The innovation proposed here is a Pareto-Efficient Combustion (PEC) model for fidelity-adaptive combustion modeling capability implemented into the Loci-STREAM CFD code for use at NASA for simulation of rocket combustion. This work will result in a high-fidelity, high-performance multiphysics simulation capability to enhance NASA’s current simulation capability of unsteady turbulent reacting flows involving cryogenic propellants. The PEC model utilizes a combustion submodel assignment, combining flamelet-based combustion models (such as inert-mixing models, equilibrium chemistry, diffusion-flame Flamelet/Progress Variable (FPV) or premixed-flame models) for computationally efficient characterization of quasi one-dimensional, steady, and equilibrated combustion regimes, with combustion models of higher physical fidelity (such as thickened flame models, reduced/lumped chemistry models) for accurate representation of topologically complex combustion regions (associated with flame-anchoring, autoignition, flame-liftoff, thermoacoustic coupling, and non-equilibrium combustion processes) that are not adequately represented by flamelet models. In PEC, the selection of a combustion submodel from a set of models available to a CFD-combustion solver is based on user-specific information about quantities of interest and a local error control. With this information, the PEC model performs an identification procedure for an optimal combustion submodel assignment from the available combustion models that. This simulation capability will have direct impact on NASA’s ability to assess combustion instability of rocket engines.

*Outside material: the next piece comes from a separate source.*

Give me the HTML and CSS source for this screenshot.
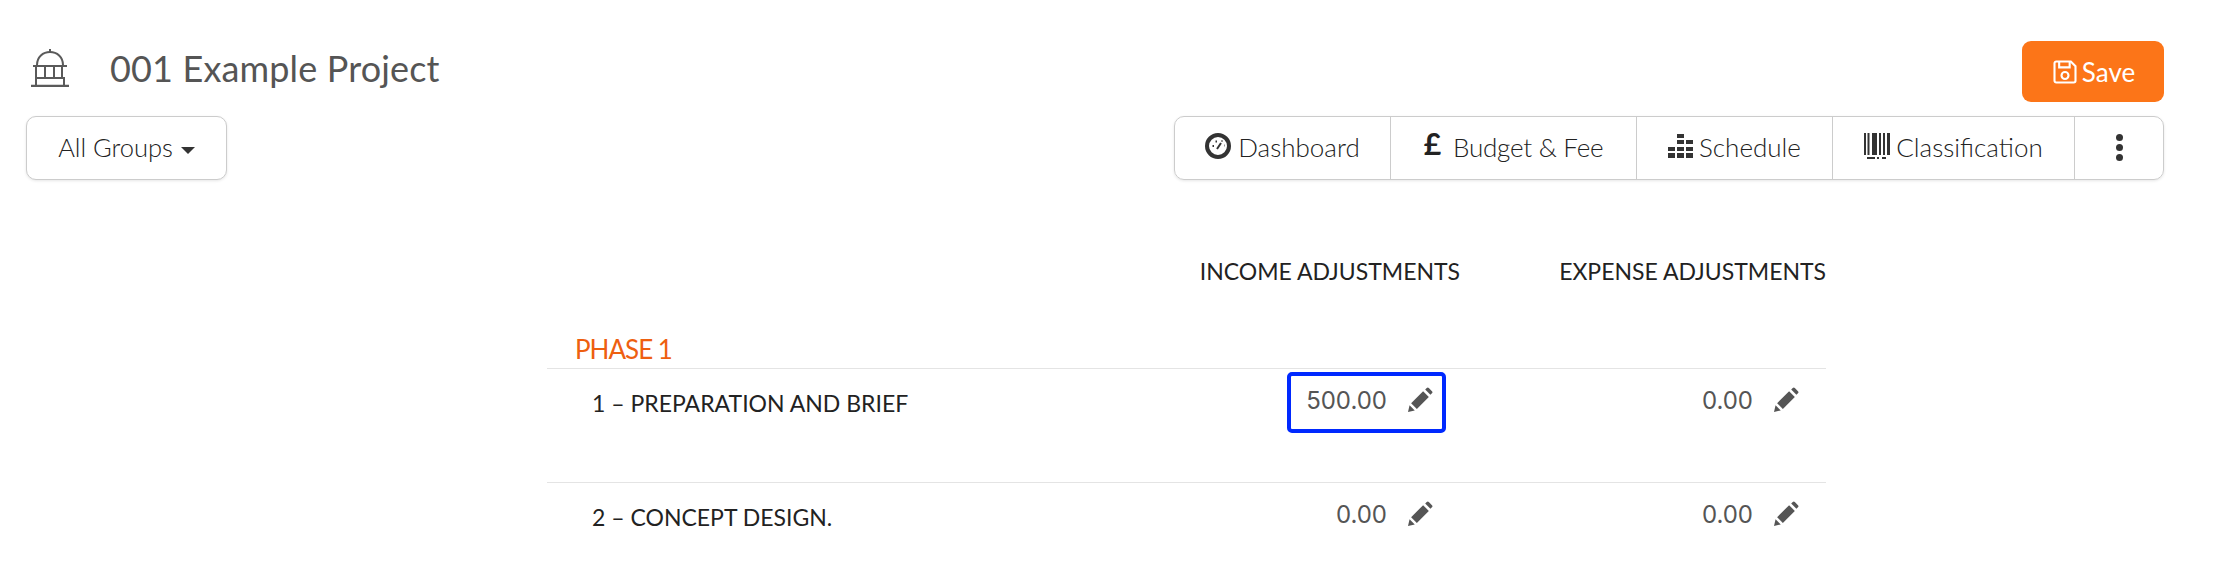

(a) High-fidelity simulations of unsteady turbulent reacting flows involving cryogenic propellants (LOX, LH2, LCH4, RP-1, etc.)
(b) Simulation of H2 and CH4 flare stacks
(c) Simulation of afterburning fuel-rich H2/RP-1/CH4 rocket exhaust plumes inside supersonic & subsonic rocket diffusers and flame acceleration
(d) LOX/GH2 multi-element combustor modeling
(e) Hot-hydrogen combustor design for total containment of Nuclear Thermal Propulsion testing
(f) Design improvements for J-2X and RS-68 injectors to be used in the SLS
(g) High-fidelity simulations of upper stage propulsion systems of SLS
(a) Fast and accurate simulation for a wide range of reacting flows in a variety of engineering applications.
(b) Improved analysis of unsteady turbulent combusting flow fields in gas turbine engines, diesel engines, etc. leading to design improvements.